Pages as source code
---*---

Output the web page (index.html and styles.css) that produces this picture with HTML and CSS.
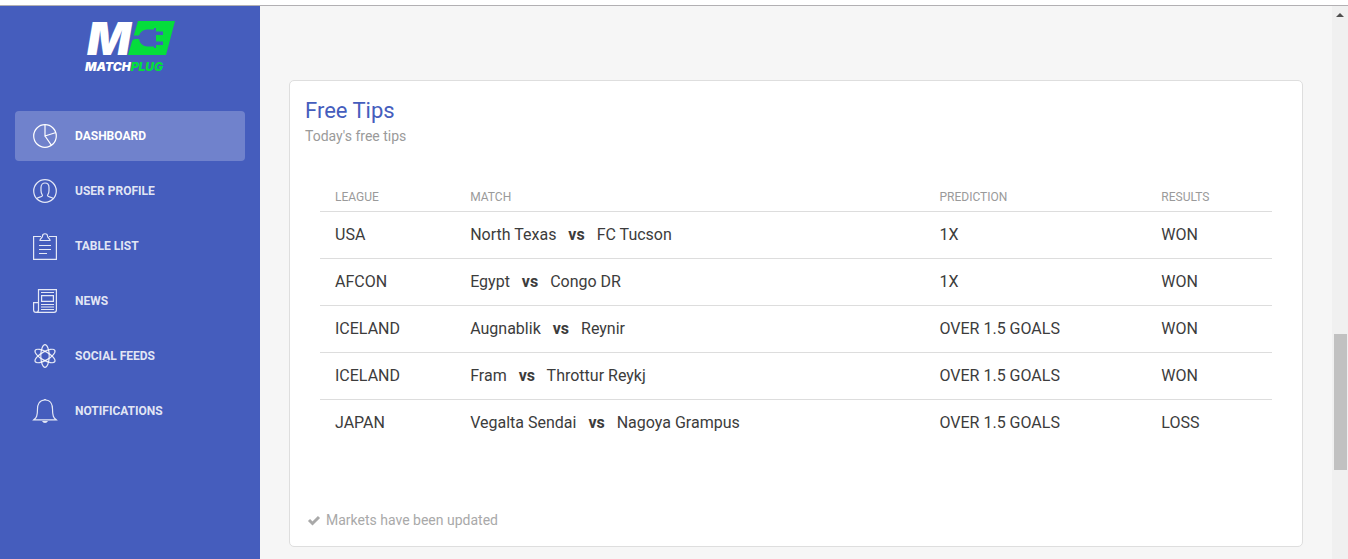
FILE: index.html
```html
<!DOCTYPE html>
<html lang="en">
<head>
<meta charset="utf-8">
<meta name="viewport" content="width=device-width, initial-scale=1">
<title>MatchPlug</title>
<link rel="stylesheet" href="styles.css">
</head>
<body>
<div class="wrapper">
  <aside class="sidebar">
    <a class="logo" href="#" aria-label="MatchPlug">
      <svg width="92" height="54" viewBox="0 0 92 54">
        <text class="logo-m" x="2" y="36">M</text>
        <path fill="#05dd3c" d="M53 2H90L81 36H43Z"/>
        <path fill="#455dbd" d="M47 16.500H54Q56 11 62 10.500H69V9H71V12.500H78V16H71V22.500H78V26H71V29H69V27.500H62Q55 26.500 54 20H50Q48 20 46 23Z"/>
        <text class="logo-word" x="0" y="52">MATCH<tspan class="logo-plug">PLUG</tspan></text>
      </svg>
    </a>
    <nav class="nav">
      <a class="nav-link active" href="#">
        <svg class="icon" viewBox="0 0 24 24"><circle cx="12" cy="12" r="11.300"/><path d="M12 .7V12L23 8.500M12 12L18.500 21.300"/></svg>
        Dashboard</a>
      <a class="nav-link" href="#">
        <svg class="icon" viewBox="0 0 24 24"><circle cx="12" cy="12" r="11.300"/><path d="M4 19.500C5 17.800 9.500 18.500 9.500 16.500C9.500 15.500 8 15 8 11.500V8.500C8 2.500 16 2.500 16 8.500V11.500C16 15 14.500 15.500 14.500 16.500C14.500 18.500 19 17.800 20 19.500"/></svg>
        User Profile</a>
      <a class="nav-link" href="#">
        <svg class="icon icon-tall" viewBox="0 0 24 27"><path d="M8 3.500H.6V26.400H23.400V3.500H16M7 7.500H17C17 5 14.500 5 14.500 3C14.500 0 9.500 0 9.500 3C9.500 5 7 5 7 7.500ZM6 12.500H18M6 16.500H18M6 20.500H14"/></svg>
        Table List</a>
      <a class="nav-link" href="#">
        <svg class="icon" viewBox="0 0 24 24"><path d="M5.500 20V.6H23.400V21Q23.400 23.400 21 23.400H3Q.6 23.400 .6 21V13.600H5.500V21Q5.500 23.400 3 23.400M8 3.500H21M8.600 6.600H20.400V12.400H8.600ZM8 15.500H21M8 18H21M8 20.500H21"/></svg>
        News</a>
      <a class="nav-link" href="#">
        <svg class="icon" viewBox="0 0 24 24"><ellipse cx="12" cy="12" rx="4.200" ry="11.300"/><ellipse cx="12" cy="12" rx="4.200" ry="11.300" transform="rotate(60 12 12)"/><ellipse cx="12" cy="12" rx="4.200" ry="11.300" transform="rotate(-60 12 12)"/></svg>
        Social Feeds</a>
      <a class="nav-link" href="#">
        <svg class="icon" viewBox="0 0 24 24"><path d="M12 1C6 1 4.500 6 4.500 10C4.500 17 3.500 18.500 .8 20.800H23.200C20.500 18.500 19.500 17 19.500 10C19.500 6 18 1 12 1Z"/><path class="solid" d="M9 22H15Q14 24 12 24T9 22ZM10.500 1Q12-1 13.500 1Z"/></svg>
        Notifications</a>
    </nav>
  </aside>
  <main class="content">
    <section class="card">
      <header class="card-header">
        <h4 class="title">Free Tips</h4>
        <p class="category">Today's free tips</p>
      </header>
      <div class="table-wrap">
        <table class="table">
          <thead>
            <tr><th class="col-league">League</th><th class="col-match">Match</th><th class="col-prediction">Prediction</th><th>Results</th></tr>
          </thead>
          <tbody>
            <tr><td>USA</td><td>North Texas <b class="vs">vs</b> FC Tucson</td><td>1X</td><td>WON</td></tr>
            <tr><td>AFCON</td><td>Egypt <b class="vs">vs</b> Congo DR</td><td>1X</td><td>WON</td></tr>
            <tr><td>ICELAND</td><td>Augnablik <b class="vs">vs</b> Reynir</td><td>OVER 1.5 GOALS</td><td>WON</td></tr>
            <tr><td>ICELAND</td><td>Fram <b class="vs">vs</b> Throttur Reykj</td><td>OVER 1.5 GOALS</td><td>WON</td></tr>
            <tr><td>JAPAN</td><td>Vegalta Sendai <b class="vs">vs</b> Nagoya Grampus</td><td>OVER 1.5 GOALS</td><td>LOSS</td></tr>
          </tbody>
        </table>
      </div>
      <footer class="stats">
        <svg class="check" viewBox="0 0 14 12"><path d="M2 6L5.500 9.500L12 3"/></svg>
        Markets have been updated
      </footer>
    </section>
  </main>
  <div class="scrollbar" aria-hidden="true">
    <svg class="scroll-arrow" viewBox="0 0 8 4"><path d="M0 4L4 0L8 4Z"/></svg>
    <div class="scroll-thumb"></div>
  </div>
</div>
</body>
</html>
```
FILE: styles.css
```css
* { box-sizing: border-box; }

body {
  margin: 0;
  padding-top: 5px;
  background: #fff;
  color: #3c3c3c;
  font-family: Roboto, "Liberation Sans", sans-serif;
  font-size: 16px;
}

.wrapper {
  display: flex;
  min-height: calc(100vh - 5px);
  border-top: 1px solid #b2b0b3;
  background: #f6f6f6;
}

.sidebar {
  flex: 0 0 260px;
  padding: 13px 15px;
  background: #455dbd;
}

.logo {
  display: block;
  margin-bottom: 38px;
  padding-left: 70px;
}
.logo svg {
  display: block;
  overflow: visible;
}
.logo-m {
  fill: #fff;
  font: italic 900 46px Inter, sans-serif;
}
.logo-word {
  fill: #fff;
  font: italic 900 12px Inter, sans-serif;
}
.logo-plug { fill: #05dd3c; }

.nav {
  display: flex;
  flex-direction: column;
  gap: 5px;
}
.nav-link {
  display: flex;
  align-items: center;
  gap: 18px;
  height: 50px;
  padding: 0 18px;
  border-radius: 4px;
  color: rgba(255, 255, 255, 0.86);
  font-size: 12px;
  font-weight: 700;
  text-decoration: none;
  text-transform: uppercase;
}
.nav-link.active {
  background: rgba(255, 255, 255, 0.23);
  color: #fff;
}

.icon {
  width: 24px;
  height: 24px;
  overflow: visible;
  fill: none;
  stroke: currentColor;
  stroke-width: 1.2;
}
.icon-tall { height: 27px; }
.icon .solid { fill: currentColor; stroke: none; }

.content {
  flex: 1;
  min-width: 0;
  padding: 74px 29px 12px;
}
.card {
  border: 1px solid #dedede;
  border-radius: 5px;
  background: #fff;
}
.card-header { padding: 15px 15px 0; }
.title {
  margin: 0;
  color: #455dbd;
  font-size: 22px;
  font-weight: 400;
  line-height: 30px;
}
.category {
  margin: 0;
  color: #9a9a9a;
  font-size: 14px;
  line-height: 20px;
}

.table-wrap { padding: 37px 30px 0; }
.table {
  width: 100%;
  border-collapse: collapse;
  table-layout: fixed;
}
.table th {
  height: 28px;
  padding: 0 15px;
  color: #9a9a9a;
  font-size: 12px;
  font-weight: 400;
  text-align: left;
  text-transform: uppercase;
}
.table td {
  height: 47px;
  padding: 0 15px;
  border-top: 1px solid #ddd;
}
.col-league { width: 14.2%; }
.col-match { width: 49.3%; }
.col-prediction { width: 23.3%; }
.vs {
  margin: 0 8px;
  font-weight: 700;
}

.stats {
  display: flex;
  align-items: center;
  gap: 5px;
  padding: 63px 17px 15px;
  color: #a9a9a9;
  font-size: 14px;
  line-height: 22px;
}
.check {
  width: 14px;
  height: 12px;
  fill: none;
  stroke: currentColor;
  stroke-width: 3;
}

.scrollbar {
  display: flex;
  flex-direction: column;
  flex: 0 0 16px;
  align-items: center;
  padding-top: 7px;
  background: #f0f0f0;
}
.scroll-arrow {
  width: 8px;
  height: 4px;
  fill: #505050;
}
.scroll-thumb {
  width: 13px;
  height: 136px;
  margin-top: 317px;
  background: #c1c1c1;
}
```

---*---

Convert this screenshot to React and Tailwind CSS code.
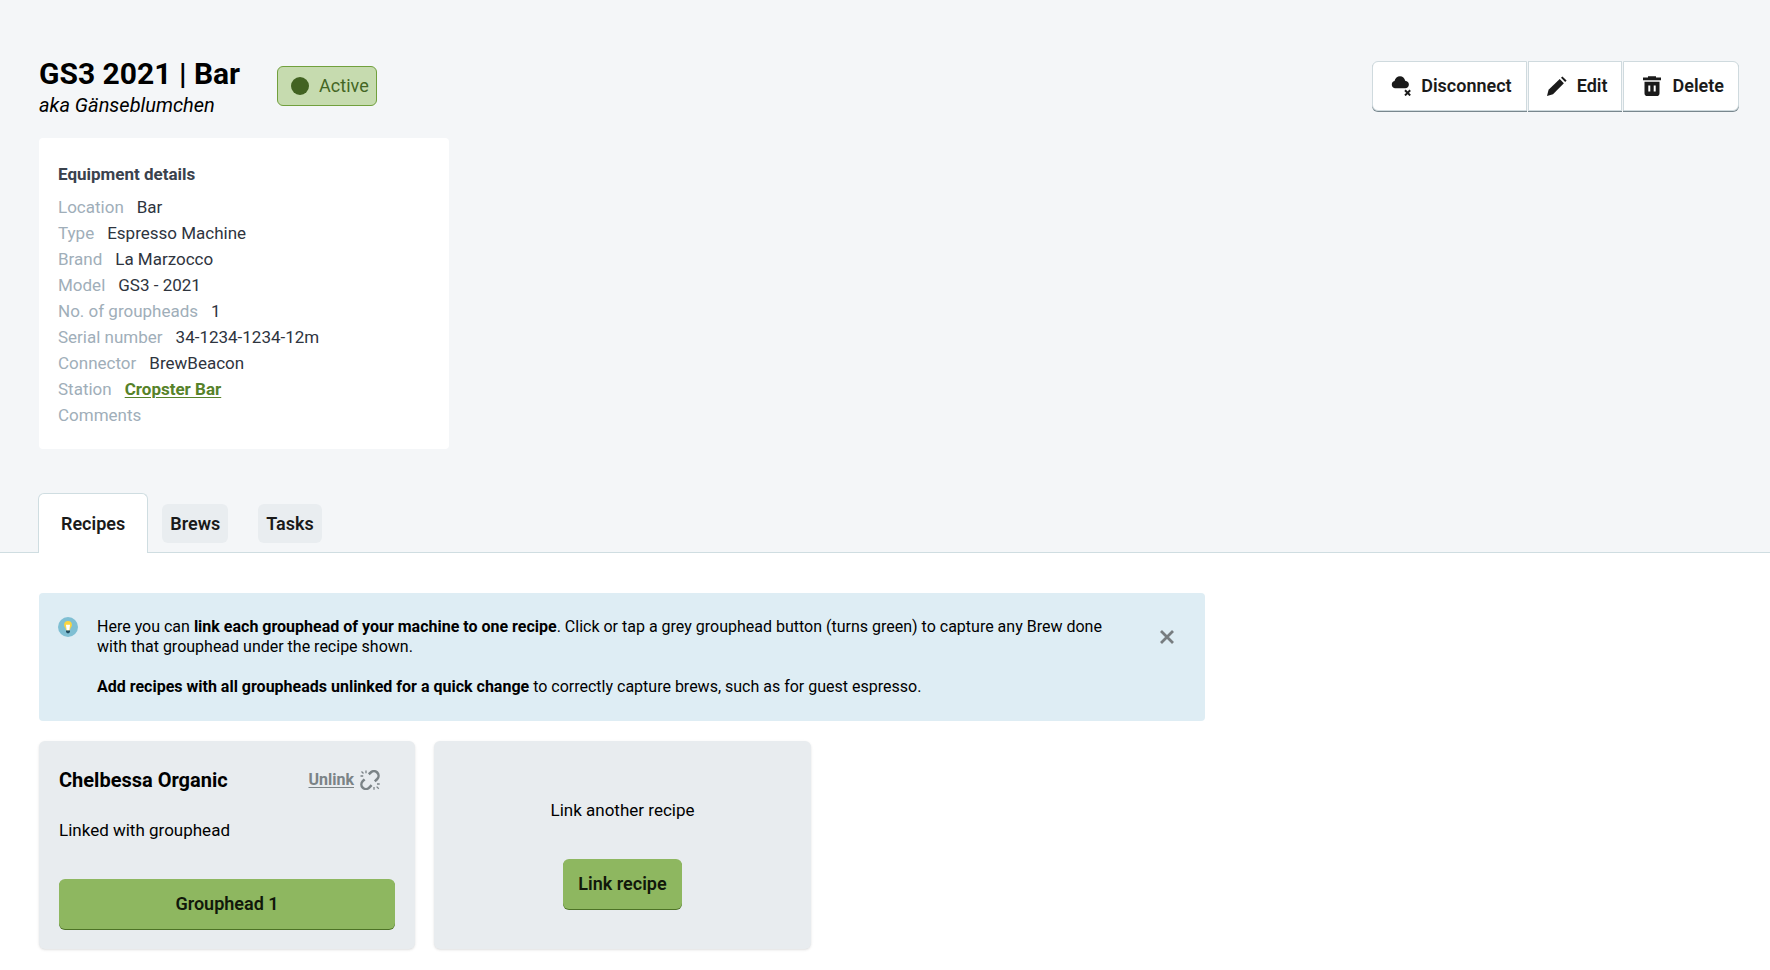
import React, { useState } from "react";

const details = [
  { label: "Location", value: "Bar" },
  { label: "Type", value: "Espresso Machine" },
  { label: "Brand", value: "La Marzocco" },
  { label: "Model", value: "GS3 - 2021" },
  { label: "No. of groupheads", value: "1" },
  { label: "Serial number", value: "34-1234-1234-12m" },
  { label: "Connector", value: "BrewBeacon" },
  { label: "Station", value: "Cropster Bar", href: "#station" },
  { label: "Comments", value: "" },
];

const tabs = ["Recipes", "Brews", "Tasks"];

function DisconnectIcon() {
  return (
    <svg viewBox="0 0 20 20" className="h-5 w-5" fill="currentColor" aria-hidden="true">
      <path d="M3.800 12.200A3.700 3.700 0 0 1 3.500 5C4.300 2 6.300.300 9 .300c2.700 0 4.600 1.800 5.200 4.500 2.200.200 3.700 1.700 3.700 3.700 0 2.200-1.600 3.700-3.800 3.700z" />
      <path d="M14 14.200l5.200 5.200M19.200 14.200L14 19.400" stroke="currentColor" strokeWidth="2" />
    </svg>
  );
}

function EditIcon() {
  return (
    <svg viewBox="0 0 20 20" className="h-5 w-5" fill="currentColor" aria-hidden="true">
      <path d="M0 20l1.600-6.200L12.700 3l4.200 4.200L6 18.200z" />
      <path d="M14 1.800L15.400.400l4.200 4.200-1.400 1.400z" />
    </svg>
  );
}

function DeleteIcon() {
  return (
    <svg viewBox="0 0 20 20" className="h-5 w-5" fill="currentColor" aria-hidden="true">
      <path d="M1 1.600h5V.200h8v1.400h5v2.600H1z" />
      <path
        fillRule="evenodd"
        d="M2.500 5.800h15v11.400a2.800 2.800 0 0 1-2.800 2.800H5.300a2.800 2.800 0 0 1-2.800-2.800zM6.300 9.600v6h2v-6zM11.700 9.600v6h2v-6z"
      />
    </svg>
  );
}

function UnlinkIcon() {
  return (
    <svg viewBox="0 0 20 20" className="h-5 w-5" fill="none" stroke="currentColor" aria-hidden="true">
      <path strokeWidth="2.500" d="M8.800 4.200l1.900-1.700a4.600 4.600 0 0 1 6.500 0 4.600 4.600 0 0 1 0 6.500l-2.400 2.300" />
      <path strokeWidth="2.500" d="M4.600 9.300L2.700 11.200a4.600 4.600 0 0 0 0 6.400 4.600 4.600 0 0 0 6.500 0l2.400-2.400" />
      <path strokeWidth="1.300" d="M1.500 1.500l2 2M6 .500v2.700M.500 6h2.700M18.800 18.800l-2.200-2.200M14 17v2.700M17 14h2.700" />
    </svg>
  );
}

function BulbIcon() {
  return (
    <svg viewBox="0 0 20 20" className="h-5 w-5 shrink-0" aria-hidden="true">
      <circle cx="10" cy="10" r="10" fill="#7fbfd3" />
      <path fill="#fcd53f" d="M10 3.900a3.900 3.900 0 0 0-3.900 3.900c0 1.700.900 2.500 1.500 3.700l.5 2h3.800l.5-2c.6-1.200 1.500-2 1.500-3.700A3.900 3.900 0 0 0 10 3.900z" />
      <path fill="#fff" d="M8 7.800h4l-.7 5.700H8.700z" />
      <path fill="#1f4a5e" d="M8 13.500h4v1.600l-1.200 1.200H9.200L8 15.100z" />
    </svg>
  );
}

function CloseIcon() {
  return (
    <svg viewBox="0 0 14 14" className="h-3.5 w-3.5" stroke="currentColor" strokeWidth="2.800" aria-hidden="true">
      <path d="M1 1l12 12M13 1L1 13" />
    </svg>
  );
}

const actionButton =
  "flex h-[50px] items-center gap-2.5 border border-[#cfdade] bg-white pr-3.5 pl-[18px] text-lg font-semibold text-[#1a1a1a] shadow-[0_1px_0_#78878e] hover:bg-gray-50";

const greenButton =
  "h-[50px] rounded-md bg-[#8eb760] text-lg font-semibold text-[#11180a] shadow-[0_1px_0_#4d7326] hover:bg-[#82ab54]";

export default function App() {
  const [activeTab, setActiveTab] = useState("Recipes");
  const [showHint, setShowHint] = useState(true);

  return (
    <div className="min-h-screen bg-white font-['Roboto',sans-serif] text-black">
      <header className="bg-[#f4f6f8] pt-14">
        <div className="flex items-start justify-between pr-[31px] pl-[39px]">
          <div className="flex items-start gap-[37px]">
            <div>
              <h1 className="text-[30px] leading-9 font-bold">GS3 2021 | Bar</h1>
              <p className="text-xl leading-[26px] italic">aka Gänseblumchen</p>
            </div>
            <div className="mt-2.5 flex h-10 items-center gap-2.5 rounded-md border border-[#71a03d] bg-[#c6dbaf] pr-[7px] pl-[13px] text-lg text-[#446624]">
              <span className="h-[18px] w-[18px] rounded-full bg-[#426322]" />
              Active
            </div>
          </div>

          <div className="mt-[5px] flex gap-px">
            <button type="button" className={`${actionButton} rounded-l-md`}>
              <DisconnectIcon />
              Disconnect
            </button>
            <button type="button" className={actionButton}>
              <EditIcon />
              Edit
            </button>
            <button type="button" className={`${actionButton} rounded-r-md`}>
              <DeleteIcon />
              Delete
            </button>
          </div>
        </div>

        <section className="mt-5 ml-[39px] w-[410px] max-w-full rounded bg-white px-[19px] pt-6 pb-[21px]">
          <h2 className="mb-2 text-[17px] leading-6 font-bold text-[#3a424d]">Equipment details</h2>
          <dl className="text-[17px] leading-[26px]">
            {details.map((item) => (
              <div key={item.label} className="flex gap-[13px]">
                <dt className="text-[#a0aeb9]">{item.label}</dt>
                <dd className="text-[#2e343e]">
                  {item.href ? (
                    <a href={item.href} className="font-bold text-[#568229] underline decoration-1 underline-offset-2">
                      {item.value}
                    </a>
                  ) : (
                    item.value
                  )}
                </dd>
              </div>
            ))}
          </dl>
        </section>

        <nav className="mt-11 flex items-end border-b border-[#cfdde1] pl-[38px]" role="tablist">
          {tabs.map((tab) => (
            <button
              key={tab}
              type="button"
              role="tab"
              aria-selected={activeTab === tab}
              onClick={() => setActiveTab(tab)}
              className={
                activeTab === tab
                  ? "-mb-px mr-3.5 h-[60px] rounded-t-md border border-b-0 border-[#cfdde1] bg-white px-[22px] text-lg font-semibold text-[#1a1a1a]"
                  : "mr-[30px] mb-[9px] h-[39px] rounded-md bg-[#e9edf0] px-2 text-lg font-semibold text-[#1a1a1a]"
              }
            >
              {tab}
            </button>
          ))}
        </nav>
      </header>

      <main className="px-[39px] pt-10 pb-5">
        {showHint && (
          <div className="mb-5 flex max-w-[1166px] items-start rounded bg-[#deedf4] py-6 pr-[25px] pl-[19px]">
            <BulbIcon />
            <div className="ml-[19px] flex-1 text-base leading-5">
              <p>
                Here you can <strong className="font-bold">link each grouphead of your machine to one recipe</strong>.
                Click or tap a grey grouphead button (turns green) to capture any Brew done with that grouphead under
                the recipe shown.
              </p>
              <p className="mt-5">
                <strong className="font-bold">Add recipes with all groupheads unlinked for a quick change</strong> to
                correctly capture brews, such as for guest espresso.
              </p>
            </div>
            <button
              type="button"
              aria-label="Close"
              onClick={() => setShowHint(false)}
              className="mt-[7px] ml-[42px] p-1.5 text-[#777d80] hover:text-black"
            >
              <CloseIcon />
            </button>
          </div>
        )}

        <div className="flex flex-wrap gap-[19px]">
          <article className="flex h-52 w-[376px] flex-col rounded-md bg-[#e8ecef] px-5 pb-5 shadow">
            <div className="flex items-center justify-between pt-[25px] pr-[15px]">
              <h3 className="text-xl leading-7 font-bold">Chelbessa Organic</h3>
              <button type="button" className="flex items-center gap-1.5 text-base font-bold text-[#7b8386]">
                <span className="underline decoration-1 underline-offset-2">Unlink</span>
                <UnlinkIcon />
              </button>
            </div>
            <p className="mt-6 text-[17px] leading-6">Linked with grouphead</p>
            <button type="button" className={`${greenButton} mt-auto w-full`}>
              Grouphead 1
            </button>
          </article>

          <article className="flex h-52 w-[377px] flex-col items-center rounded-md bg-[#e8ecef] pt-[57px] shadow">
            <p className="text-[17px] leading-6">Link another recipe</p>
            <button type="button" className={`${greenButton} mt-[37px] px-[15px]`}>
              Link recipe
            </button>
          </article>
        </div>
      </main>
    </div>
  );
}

---*---

Exercise objective: Check each line of the records above for the string "React", and report every line that has it.

Correct response:
Convert this screenshot to React and Tailwind CSS code.
import React, { useState } from "react";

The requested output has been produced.